His recording of 'Dark Was The Night' was placed aboard the Voyager Interstellar mission spacecrafts of 1977 along with music by Beethoven and Chuck Berry (Johnny B. Goode) as part of the "Music From Earth".
King Biscuit Time is the longest-running daily radio show in history, and is broadcast daily on Delta Broadcasting’s KFFA 1360 AM in Helena, Arkansas. First broadcast on 21st November 1941, King Biscuit Time featured legendary blues artists Sonny Boy Williamson (Alex Miller) and Robert Jr. Lockwood playing live in the studio.
The show was named after the locally distributed King Biscuit Flour. The distributor agreed to sponsor a radio production for Sonny Boy and his band if they agreed to endorse the flour.
The original band, the King Biscuit Entertainers, often included boogie pianist Pinetop Perkins and James Peck Curtis on drums. It was the first regular radio show to feature blues and influenced four generations of delta blues artists and three generations of rock artists whose sounds are based on the blues.
In keeping with its tradition of broadcasting live music from the studio, King Biscuit Time still welcomes artists in the studio almost weekly.
A railroad crossing where the Southern railroad tracks crossed the Yazoo Delta railroad in Moorhead, Mississippi.
The Southern was a railroad later bought by the Illinois Central and for many in the Delta was the road out of poverty to Chicago.

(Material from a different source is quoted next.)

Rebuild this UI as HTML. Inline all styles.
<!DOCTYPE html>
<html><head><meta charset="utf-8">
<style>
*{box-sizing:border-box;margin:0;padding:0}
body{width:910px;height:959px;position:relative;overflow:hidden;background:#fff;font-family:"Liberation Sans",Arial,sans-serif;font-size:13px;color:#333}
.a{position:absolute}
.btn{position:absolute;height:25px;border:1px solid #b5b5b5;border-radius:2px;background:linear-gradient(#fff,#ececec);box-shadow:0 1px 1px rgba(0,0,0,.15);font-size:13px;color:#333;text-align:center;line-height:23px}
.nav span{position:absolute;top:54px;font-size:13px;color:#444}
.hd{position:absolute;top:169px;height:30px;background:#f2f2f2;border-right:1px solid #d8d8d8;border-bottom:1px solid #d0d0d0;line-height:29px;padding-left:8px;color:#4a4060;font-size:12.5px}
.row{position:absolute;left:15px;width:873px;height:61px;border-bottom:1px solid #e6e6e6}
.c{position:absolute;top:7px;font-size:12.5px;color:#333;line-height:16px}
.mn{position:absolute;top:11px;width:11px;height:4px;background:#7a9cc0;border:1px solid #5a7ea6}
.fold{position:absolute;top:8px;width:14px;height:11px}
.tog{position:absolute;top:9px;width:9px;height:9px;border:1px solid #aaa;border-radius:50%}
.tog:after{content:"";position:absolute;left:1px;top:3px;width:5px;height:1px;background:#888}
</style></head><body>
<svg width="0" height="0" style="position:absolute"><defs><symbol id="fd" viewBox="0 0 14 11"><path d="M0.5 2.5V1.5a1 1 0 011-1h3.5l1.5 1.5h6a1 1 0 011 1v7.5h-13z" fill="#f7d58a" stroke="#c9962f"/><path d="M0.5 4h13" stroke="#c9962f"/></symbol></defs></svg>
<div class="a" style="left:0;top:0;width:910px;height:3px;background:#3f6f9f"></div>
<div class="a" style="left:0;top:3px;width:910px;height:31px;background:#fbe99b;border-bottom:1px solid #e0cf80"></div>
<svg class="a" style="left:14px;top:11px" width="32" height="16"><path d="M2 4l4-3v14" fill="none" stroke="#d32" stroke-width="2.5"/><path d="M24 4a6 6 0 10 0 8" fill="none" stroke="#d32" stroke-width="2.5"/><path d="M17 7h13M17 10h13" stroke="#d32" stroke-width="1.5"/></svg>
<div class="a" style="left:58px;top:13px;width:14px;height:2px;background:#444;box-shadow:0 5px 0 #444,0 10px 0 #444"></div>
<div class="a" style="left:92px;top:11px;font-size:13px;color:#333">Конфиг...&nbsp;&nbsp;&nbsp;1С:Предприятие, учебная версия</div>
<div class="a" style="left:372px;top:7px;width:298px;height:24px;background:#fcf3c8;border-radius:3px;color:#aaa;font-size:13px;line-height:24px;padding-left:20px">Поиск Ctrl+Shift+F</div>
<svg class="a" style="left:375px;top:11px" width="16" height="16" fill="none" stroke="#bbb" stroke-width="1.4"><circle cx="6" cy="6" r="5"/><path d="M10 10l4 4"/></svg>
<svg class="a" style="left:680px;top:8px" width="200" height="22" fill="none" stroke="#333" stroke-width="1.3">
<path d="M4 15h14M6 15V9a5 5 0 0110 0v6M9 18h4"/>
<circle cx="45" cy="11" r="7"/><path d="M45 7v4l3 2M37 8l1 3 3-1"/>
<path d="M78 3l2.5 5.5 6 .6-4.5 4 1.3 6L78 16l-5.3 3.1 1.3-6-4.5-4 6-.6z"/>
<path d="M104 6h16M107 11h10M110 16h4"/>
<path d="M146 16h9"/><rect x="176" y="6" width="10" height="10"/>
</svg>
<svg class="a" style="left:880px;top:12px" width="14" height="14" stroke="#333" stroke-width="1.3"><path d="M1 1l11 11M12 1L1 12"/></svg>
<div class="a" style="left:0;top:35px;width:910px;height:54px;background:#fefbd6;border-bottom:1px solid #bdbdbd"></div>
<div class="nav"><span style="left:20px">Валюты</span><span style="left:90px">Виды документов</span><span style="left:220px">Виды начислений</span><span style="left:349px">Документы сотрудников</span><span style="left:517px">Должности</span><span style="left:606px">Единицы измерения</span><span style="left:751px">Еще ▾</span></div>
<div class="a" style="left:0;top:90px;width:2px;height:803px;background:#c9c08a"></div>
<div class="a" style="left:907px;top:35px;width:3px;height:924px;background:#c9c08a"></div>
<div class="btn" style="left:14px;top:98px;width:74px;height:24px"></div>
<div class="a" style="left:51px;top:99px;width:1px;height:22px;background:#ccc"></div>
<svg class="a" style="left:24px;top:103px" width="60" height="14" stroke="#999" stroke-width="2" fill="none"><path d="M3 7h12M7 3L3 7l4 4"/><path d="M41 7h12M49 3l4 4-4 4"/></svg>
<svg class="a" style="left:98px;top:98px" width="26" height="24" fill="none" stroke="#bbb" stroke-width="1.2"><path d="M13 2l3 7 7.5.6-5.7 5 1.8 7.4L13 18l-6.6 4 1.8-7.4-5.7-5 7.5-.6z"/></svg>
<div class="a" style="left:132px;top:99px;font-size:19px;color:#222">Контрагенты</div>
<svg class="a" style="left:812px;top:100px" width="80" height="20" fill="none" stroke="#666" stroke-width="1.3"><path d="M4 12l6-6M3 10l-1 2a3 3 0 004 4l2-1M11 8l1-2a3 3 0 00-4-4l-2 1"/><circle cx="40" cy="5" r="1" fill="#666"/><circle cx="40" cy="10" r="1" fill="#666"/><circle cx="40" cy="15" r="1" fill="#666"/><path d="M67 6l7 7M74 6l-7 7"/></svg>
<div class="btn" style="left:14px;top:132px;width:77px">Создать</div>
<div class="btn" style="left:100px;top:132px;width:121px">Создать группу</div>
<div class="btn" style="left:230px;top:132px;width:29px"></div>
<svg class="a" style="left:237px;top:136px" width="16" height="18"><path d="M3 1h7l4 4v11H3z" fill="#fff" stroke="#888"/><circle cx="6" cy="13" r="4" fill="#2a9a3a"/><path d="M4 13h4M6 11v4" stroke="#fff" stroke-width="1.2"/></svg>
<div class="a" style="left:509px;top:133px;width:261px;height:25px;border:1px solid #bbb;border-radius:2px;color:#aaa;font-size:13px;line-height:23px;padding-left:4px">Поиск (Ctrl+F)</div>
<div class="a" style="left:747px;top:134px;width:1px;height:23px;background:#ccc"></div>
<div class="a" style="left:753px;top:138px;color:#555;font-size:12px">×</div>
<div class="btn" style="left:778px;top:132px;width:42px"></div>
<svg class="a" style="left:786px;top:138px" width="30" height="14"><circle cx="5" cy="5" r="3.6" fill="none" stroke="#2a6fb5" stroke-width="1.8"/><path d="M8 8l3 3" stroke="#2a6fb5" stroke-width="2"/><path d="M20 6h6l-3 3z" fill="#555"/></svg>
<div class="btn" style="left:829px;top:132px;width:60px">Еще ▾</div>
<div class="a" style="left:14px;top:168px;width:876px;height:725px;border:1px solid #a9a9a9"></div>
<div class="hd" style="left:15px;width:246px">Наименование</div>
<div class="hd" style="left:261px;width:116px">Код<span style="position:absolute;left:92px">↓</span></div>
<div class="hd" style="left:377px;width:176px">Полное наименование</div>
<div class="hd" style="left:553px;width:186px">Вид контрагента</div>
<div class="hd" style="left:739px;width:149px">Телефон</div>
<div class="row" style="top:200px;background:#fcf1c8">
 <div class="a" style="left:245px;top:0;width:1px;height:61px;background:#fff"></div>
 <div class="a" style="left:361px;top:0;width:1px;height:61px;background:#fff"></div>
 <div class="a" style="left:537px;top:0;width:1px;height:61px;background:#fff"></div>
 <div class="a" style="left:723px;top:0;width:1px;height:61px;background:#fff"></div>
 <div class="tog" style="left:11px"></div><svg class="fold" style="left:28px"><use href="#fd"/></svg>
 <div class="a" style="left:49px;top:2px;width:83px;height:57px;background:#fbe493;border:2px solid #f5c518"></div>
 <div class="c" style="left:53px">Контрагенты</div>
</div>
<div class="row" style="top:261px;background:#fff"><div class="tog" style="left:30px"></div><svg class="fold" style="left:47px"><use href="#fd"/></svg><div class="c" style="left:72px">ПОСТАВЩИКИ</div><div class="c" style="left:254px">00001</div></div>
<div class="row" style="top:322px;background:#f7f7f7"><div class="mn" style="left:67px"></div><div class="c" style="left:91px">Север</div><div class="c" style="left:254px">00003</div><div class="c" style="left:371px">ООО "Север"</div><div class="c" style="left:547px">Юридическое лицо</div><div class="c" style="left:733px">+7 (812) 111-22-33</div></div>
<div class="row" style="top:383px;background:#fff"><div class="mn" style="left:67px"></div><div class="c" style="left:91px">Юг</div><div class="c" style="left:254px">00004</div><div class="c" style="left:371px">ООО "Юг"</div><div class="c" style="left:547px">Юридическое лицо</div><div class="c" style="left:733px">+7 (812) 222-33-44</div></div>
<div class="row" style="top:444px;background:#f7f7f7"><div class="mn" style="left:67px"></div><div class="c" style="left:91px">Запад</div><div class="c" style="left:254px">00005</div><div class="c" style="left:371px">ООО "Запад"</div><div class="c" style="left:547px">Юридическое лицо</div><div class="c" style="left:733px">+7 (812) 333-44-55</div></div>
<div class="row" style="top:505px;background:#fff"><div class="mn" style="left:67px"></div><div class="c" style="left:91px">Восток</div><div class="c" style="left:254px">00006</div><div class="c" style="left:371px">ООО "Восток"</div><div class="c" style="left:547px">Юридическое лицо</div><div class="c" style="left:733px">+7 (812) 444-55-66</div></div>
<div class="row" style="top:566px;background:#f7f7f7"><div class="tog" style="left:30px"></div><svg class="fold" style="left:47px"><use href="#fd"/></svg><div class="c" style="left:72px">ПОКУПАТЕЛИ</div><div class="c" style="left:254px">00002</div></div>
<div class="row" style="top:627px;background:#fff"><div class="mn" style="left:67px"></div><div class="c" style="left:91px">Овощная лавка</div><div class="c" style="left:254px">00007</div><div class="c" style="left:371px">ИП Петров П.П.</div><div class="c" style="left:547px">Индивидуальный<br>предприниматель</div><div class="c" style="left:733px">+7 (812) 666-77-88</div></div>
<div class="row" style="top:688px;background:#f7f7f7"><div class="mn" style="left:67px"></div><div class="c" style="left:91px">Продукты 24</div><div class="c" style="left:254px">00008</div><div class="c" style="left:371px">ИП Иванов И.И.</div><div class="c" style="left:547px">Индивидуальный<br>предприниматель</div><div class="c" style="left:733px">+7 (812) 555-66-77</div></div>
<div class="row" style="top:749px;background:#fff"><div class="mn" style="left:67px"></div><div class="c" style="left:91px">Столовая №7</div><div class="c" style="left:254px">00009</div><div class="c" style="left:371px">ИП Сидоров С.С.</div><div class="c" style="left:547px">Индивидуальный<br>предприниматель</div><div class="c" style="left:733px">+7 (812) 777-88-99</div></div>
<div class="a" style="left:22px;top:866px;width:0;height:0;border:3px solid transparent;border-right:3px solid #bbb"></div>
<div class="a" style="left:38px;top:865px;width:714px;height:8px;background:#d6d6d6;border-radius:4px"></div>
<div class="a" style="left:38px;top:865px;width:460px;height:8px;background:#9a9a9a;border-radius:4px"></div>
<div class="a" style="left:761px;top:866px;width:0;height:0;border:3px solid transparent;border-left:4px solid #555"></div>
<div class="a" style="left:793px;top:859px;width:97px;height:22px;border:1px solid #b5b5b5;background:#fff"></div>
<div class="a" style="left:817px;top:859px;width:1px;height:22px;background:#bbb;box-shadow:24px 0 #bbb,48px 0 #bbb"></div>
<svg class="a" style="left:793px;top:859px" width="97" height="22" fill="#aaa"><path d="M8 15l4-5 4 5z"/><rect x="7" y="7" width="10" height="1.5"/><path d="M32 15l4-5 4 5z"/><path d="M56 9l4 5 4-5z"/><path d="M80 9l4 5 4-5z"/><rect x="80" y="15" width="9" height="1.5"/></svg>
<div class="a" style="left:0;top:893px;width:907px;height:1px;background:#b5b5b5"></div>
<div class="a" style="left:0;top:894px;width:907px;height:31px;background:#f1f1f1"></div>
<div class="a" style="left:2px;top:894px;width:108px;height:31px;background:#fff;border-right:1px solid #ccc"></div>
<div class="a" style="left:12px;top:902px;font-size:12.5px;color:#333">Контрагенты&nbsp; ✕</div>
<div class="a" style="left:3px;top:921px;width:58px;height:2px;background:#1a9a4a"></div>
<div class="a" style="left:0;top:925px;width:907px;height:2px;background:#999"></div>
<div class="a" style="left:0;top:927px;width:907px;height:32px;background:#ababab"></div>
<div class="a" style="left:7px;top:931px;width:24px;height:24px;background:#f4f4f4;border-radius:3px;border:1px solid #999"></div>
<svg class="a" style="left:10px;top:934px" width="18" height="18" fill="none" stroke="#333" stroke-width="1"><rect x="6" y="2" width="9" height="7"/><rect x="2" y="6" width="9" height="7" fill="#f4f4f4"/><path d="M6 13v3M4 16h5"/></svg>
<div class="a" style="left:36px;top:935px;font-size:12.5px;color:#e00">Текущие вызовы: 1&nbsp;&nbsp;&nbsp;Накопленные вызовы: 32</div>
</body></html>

Another railroad, the Yazoo Delta, was more popularly known as the Yellow Dog or YD.
Immortalised in a Henry Sloan song, "Where the Southern Cross the Dog", and heard at Tutwiler, Mississippi, by W.C. Handy in 1903.
The location appears to be close to 917 W Delta Ave,Moorhead, MS 38761.
I'm Going Where the Southern Cross the Dog (by Henry Sloan)
High Water Everywhere - Charley Patton
(Paramount records)
Many important recordings in blues history were made at the studios of Paramount Records, located on the grounds of the Wisconsin Chair Company factory at Grafton.
Paramount Records was founded by the Wisconsin Chair Company in 1917, during an era when 78rpm records were often sold at furniture stores to promote sales of phonographs and phonograph cabinets.
Paramount recorded a wide range of music, but is most famous for the blues recordings it began making in 1922.
In 1926 Paramount introduced a new phase in blues recording history when the success of its releases by Blind Lemon Jefferson and Blind Blake revealed a market for male singers who accompanied themselves on guitar.
Between 1929 and 1932 Mississippi-born blues pioneers including Charley Patton, Tommy Johnson, Skip James, Son House, the Mississippi Sheiks, Willie Brown and Henry Townsend travelled north to record there.
A record pressing plant was established at Grafton, and recordings were initially produced at its New York Recording Laboratories studio in New York City, and later in Chicago. In 1929 a studio was opened at the facility in Grafton.
Due to the Great Depression, Paramount stopped recording in 1932, and closed down in 1935. Many of Paramount's metal masters were sold for their scrap metal value due to the depression. Some of the company's recordings were reportedly thrown into the Milwaukee River by disgruntled employees when the record company was closing down due to the Freat Depression.
Although there were blues in other areas such as Piedmont and Texas the primary area was the Mississippi "delta" area. The blues map can be traced north from the "delta" to nearby Memphis and then further north as a result of the Depression to the prosperous area of Chicago.
Mississippi delta blues around Clarksdale
The delta blues started in the rural area of Mississippi around Clarksville. This area was the alluvial plain of the Mississippi river with soil carried down river to provide the best agricultural soil in the world. This supported farming, cotton on the plantations and share cropping. In this rural area there were few large towns.
The "delta" blues area is not the geographical delta of the Mississippi River as this lies 300 miles to the south in Louisiana and to the south of New orleans.
Memphis
Memphis was an urban area and affluent city around 100 miles to the north of the "delta blues" area.
Chicago
A significant population movement after the Great Depression in 1932 took the ep[icentre of the blues to Chicago.
"One day of pickin' cotton - made you want to play music"
Sonny Burgess, Sun recording artist
Music in those days provided an outlet for many in the Delta. Most folks grew up poor picking cotton by day and listening to the radio at night to the various country and hillbilly acts on the Grand Ole Opry or rhythm and blues on stations out of Memphis.
"There wasn't a whole lot to do back then," Burgess said.
The Great Mississippi Flood of 1927 badly affected the "delta" blues areas of Mississippi and many other states. South of Memphis the Mississippi River reached 60 miles wide!
The song "When the Levee Breaks" is a blues song written and recorded by husband and wife Kansas Joe McCoy and Memphis Minnie in 1929. The song is in reaction to the upheaval caused by the Great Mississippi Flood of 1927. It was re-worked by Led Zeppelin partially based on the original recording.
Clarksdale, Mississippi has long been described as "Ground Zero" for blues aficionados from around the globe. It all started here. That's why the Ground Zero Blues Club was created — to celebrate the area's rich blues heritage and to provide a forum in which it can continue.
The White Stripes, Jack and Meg White, played their last proper gig together on the 31st July 2007 at the Snowden Grove Amphitheater in Southaven, Mississippi. It featured covers of Robert Johnson, Son House and Leadbelly songs and was released under the limited edition title 'Live In Mississippi' in 2011.